AIM OF THE EXERCISE ▸ Write out the listing, please, but only from its first line through the line containing "const tabs = ['综合网盘搜索', '百度网盘搜索', '【女神", exactly as given and without pictures.

DATA EXTRACT ▸
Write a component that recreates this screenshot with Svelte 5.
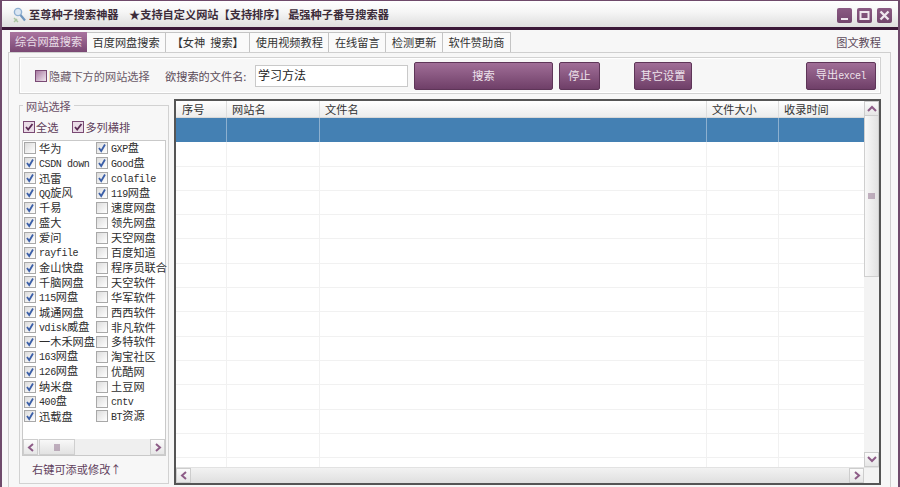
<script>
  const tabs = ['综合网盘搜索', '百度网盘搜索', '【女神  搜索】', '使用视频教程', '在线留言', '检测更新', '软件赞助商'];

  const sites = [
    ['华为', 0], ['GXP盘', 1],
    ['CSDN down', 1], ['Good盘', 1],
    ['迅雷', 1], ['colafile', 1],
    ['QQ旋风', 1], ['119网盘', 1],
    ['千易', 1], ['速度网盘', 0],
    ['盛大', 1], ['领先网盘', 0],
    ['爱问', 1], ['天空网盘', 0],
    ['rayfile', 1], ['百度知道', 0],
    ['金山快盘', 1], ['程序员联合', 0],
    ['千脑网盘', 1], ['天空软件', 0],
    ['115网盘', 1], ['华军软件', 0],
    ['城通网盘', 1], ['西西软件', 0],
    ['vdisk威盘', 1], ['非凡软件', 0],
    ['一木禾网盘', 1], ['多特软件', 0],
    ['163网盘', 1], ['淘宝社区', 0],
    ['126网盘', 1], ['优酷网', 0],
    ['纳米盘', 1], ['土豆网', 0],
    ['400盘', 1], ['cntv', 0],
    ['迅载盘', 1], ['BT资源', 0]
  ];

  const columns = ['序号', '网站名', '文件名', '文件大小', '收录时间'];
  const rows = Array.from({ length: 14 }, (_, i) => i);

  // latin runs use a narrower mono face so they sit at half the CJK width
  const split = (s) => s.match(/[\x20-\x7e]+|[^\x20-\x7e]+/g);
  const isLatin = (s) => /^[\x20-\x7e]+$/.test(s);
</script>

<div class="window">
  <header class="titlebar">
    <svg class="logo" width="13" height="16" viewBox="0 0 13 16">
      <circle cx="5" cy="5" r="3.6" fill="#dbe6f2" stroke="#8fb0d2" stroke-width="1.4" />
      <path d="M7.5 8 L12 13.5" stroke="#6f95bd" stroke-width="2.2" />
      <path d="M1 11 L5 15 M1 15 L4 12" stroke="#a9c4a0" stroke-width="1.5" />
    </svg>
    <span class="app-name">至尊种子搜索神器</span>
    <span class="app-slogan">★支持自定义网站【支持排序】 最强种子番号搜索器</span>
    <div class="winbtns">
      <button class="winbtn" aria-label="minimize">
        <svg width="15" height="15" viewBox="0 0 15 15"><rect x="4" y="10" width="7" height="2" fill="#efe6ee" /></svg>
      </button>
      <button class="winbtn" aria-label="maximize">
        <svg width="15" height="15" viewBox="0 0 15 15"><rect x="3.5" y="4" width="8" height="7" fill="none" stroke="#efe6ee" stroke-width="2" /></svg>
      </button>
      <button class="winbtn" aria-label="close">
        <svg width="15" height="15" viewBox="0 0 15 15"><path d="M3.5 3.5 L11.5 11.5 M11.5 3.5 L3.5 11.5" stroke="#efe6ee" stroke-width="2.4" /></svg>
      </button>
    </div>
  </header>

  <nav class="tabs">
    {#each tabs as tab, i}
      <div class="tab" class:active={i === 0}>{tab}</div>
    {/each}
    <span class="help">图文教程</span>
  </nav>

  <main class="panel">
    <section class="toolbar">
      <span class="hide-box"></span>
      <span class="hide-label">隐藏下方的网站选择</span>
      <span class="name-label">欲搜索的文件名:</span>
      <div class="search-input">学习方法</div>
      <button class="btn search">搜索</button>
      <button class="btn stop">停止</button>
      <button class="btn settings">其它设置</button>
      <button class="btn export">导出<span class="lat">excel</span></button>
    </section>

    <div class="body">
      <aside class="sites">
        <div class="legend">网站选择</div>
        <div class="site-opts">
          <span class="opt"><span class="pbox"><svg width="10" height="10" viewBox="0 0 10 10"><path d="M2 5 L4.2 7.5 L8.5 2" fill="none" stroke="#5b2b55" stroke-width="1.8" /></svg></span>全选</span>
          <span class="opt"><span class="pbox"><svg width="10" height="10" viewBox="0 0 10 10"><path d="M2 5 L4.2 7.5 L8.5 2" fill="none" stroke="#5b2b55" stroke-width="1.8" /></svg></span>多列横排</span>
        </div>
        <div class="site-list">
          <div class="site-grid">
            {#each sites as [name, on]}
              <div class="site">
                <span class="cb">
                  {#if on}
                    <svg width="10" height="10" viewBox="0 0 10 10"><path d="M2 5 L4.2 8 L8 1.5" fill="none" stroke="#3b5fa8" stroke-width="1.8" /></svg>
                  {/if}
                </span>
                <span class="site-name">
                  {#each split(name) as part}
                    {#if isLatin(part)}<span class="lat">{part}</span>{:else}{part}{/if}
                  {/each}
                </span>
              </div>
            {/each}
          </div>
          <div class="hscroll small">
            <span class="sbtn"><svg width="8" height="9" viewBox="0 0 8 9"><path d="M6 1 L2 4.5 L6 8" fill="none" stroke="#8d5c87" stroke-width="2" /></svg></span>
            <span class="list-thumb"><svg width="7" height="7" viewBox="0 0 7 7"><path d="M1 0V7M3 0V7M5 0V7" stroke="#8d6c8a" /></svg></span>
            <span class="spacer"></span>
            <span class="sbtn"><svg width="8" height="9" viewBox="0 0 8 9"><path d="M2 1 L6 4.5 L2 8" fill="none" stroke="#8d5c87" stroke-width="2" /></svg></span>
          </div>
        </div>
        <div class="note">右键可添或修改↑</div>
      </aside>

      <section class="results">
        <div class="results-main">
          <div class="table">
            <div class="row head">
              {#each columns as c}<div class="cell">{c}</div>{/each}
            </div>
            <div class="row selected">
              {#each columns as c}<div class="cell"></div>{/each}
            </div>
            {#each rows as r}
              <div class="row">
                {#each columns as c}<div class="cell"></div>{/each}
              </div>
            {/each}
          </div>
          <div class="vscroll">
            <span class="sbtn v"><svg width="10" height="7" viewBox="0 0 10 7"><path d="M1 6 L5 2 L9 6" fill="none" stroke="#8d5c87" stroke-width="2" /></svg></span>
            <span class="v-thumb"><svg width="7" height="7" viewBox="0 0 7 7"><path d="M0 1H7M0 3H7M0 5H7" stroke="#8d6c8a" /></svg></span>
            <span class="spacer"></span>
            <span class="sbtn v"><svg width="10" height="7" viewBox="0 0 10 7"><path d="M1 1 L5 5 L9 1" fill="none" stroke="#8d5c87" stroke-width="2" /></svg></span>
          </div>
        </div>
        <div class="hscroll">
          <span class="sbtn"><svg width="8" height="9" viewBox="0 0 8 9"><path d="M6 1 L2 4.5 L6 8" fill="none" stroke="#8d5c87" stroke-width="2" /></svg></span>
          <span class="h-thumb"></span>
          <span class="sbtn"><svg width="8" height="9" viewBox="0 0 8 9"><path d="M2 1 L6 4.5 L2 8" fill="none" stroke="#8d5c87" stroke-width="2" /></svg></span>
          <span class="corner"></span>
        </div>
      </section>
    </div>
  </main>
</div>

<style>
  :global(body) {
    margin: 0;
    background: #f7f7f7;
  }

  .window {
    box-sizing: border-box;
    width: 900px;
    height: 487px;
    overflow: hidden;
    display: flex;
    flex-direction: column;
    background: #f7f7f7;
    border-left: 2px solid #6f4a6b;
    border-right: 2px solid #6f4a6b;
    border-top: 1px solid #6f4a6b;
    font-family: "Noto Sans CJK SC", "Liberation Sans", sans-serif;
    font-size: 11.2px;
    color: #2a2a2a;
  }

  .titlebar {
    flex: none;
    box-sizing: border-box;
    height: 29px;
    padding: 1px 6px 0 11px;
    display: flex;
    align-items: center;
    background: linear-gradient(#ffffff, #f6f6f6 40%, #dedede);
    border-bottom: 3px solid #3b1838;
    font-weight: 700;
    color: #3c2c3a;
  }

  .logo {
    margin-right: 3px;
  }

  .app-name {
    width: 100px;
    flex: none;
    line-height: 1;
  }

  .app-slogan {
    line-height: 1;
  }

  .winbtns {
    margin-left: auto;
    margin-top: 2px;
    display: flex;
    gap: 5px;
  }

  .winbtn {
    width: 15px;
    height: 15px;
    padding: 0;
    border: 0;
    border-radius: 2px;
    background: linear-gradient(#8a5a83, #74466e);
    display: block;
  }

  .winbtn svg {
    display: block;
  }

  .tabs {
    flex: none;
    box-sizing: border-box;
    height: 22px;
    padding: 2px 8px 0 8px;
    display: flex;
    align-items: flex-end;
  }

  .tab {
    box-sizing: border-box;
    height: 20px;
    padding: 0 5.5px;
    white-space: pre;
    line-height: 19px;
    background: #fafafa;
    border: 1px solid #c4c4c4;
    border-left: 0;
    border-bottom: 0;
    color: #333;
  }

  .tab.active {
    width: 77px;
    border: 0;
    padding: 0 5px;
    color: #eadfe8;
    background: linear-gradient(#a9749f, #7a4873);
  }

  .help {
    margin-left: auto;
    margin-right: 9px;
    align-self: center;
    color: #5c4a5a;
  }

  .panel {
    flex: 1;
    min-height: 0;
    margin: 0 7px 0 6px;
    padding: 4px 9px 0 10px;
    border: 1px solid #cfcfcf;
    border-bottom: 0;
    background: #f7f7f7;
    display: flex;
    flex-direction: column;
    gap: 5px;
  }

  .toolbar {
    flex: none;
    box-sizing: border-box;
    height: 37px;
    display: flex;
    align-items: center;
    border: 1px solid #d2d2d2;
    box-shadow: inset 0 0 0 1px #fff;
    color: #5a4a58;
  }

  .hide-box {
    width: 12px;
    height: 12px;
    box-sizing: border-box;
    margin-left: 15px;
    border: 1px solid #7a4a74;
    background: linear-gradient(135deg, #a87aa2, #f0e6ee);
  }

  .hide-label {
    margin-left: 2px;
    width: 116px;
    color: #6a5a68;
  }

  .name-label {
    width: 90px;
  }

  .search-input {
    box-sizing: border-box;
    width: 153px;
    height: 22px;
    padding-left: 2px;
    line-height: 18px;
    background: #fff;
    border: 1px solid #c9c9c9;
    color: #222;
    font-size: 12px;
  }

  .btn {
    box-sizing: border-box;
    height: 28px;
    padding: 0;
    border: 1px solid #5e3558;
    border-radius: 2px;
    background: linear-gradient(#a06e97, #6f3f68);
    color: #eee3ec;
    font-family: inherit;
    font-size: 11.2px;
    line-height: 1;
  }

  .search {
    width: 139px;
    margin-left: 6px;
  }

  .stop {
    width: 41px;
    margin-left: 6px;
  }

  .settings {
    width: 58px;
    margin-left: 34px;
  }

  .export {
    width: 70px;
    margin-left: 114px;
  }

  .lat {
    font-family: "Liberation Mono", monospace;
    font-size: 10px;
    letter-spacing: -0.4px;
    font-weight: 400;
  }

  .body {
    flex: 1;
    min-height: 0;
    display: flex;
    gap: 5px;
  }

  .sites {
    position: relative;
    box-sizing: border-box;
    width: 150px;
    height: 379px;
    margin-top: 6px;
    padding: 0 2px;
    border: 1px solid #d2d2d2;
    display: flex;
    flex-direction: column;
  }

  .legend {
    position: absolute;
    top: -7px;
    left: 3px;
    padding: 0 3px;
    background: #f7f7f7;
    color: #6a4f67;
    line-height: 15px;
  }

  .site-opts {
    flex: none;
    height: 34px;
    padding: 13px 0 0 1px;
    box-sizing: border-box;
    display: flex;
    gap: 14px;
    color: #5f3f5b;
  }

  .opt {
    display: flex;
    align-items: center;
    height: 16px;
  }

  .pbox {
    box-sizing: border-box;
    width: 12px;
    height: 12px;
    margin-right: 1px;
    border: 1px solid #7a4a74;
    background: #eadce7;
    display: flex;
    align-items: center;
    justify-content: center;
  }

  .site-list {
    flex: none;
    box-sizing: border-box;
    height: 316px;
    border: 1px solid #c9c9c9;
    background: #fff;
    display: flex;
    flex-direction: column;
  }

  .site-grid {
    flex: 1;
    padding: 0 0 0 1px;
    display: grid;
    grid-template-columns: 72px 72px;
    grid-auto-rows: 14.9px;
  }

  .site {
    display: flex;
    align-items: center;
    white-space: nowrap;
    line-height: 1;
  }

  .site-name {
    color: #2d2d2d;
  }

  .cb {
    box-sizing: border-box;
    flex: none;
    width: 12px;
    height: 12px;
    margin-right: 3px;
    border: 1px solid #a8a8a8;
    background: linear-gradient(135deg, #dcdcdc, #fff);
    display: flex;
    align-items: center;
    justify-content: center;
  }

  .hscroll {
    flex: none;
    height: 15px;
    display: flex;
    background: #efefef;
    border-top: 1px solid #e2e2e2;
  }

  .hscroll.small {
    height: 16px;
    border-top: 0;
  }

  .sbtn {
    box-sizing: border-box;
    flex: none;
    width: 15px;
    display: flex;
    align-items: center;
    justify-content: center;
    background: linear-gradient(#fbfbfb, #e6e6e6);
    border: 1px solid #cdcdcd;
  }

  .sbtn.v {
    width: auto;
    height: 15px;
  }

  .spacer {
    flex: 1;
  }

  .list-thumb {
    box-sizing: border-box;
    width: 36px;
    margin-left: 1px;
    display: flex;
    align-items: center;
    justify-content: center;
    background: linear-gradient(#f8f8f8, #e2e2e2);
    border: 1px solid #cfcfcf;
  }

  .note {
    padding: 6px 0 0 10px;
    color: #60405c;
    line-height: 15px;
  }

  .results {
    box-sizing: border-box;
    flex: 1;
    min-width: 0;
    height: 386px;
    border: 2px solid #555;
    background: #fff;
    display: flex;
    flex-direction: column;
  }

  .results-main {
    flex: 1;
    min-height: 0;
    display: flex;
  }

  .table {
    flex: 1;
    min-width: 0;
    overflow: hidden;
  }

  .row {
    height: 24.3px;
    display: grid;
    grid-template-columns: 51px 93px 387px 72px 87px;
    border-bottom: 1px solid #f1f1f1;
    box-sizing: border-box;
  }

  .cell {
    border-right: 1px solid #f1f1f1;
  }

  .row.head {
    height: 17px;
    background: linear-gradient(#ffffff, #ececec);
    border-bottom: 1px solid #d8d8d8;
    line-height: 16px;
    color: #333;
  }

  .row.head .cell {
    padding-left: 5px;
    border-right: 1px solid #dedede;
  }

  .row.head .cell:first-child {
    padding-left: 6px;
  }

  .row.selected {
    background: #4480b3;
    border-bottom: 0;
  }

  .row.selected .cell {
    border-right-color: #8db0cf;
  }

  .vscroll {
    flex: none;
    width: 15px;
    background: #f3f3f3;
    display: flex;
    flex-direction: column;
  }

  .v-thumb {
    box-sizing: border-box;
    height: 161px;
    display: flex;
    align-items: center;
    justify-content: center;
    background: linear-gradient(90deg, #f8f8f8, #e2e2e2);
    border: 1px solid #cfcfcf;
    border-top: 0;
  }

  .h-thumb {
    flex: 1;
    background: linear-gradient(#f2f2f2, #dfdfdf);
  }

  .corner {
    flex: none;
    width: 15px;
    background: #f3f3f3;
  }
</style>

RESPONSE FOR THIS EXERCISE ▸
Write a component that recreates this screenshot with Svelte 5.
<script>
  const tabs = ['综合网盘搜索', '百度网盘搜索', '【女神  搜索】', '使用视频教程', '在线留言', '检测更新', '软件赞助商'];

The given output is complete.